Forum: Poser - OFFICIAL


Subject: Gamma Correction - still think there are issues.

carodan opened this issue on Mar 14, 2012 · 43 posts


kobaltkween posted Mon, 19 March 2012 at 9:49 PM

Thanks so much for taking the time to create and post this information, but honestly, I don't need to "see a figure."  I've done actual render tests.  I've seen the difference between sRGB correction and GC in images.  I saw it when Bagginsbill posted his tests long ago, and I did several of my own tests.  I don't rely on theory alone.  As someone's sig says, "In theory, theory and practice are the same.  In practice they aren't."  And pretty much no one can tell a visual effect from looking at a table of numbers.  I do render tests and I do lots of just plain work with materials and lights (real use being to controlled experiments what theory is to experiments).  

I try to only post what's worth posting, but I think I have a representative enough and decent enough gallery to show something of what I've learned over the years.  As I'm sure you've done with your own gallery, which is very fun and interesting but small enough that I'm guessing it's pretty edited.

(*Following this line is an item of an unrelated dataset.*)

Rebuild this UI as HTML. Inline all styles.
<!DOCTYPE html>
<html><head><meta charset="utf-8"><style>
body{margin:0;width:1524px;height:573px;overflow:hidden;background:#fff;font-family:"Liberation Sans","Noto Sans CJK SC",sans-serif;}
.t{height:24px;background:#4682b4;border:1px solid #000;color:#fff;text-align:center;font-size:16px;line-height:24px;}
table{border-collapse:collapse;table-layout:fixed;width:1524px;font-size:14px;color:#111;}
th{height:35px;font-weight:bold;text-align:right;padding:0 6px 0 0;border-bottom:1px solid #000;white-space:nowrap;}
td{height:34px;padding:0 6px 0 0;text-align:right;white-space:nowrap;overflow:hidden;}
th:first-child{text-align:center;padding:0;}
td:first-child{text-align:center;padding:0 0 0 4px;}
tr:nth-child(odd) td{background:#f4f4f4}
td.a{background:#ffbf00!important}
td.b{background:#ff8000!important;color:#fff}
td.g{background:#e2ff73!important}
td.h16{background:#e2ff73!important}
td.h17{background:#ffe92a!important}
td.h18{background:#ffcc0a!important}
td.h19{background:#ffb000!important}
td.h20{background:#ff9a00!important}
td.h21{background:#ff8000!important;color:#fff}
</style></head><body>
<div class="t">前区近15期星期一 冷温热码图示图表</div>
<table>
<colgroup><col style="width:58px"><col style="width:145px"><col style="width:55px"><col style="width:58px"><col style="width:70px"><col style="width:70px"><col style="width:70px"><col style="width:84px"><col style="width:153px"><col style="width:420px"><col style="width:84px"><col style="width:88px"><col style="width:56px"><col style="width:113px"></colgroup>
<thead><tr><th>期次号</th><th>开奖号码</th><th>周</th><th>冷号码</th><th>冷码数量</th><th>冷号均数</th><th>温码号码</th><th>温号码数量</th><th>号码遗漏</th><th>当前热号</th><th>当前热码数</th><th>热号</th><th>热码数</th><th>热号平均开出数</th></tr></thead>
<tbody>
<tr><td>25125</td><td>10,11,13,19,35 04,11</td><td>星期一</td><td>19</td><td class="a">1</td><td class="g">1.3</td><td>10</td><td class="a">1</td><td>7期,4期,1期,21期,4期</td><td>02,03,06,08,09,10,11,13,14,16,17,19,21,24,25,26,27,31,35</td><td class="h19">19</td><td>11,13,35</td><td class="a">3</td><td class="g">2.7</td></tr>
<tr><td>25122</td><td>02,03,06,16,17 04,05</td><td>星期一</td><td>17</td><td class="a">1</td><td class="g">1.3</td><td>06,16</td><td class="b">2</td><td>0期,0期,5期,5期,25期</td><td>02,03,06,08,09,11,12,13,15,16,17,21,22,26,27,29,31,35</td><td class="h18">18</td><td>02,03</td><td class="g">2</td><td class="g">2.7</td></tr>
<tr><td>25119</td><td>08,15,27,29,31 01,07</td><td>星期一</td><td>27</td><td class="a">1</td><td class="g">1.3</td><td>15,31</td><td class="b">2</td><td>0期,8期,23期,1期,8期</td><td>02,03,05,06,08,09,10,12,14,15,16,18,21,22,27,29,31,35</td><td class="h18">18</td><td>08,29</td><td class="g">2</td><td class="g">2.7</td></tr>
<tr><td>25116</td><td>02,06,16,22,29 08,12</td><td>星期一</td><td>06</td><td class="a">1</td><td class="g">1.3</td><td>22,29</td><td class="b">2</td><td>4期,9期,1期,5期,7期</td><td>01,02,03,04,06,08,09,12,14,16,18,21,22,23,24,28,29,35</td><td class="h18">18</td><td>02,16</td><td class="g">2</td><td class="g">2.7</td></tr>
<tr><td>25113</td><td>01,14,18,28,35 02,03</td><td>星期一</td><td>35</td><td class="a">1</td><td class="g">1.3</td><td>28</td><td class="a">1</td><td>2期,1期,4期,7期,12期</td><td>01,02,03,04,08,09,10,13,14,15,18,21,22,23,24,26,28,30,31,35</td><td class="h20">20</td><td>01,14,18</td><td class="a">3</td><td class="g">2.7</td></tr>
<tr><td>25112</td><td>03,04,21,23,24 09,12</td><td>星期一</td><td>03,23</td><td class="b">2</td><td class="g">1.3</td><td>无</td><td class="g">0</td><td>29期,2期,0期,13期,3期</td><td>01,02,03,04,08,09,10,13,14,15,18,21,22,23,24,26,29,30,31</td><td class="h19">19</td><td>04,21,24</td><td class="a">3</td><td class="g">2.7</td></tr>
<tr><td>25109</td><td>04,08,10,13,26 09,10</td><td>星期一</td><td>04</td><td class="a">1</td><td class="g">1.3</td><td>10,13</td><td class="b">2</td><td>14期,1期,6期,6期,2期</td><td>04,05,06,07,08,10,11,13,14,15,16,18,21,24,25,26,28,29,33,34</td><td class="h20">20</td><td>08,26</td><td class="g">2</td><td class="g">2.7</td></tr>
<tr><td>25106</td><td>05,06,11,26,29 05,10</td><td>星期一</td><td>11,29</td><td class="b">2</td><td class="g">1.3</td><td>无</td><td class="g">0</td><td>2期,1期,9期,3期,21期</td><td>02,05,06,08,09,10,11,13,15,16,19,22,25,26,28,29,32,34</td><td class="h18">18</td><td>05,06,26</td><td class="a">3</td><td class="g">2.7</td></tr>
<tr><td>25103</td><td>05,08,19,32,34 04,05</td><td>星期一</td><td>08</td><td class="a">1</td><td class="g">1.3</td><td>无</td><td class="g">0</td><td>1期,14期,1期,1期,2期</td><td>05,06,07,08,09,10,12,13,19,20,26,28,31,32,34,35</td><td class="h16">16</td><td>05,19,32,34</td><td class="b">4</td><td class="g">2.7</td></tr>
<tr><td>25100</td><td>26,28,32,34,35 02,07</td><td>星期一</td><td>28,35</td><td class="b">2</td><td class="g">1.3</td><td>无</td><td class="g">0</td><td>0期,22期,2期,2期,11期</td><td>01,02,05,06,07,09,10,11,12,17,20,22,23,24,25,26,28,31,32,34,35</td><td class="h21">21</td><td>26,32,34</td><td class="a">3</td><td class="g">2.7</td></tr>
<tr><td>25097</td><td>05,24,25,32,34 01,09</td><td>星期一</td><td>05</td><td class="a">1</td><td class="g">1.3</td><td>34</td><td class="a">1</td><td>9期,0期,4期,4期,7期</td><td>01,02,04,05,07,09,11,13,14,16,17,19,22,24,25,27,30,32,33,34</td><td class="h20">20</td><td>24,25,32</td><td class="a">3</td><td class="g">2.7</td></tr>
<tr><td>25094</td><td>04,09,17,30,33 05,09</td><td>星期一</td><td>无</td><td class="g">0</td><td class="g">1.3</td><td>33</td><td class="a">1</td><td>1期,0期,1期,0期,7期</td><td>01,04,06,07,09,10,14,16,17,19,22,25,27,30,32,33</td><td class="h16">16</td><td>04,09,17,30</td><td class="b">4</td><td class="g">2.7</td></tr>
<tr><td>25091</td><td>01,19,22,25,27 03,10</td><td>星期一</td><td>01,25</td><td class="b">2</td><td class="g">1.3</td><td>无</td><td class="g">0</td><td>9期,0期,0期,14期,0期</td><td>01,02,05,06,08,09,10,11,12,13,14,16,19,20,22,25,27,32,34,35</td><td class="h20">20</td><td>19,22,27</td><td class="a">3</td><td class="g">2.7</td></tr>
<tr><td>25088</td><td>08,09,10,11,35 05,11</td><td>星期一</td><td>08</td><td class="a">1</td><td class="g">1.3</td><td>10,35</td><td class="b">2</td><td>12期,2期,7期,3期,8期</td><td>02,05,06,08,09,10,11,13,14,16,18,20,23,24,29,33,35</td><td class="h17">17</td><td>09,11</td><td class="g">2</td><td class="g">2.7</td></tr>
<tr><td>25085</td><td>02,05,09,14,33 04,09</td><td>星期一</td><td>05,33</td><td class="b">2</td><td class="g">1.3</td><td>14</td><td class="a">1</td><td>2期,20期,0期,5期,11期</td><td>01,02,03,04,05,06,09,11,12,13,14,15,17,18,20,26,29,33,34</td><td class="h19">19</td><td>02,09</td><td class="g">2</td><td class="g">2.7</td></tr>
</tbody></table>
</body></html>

Also, I've done tests on my "studio" prop.  It's basically a cube with the normals pointed inward.  It doesn't cast shadows.  It shades completely differently with linear workflow than with regular workflow, as well as differently with sRGB and with GC.  So unless you mean no shading when you say no shadow, then I can't say I've seen the results you seems to expect.  Linear workflow means linearizing input and correcting output after calculation of the linear processes like shading (not casting shadows, just diffuse shading).   Correcting final output is what GC does.  As with any process, it doesn't matter what happened before that point, just what the results were that get fed into the new step.  So when that final conversion back to sRGB space happens, it doesn't matter how the colors that are input into that conversion were produced.

The only time there will be no change in results is when there's no calculations after linearization.  As a function, it goes Correct(Shade(Linearize(color))).  The color is only unchanged at the end of the process if the Shade(color)  = color.   My original point is that it really doesn't matter to the function Correct(y) how y was produced.  So in practice, it's not just about low light images.  The final Correct function doesn't care if y was produced by a low light on a pure white diffuse surface, a medium light on a medium grey diffuse surface on a part of the surface positioned away from the light,  a bright light casting a shadow onto a white surface, or a bright light shading a surface that has a dark diffuse color.  The relevance to this discussion being that in carodan's original examples, which seem to use a bright light and one sphere with a medium diffuse color and the other with a bright diffuse color, the difference between sRGB and GC would affect the end result as it shaded to black.  Basically, it's not just an issue when you turn down the lights, though that's when it becomes most obvious because so much of the scene is affected. 

And while I call that middle function Shade, really, it's any type of linear calculation.  Adding, subtracting, multiplying, etc. Just in my opinion, I think it would makes more sense to be able to mark inputs and images nodes for linearization rather than only being able to mark image nodes for exclusion.  I've never, in all my years of using Poser, seen a material that needed lots of colors linearized, but I know of tons that are put together assuming that color math and Blending masks are linear processes.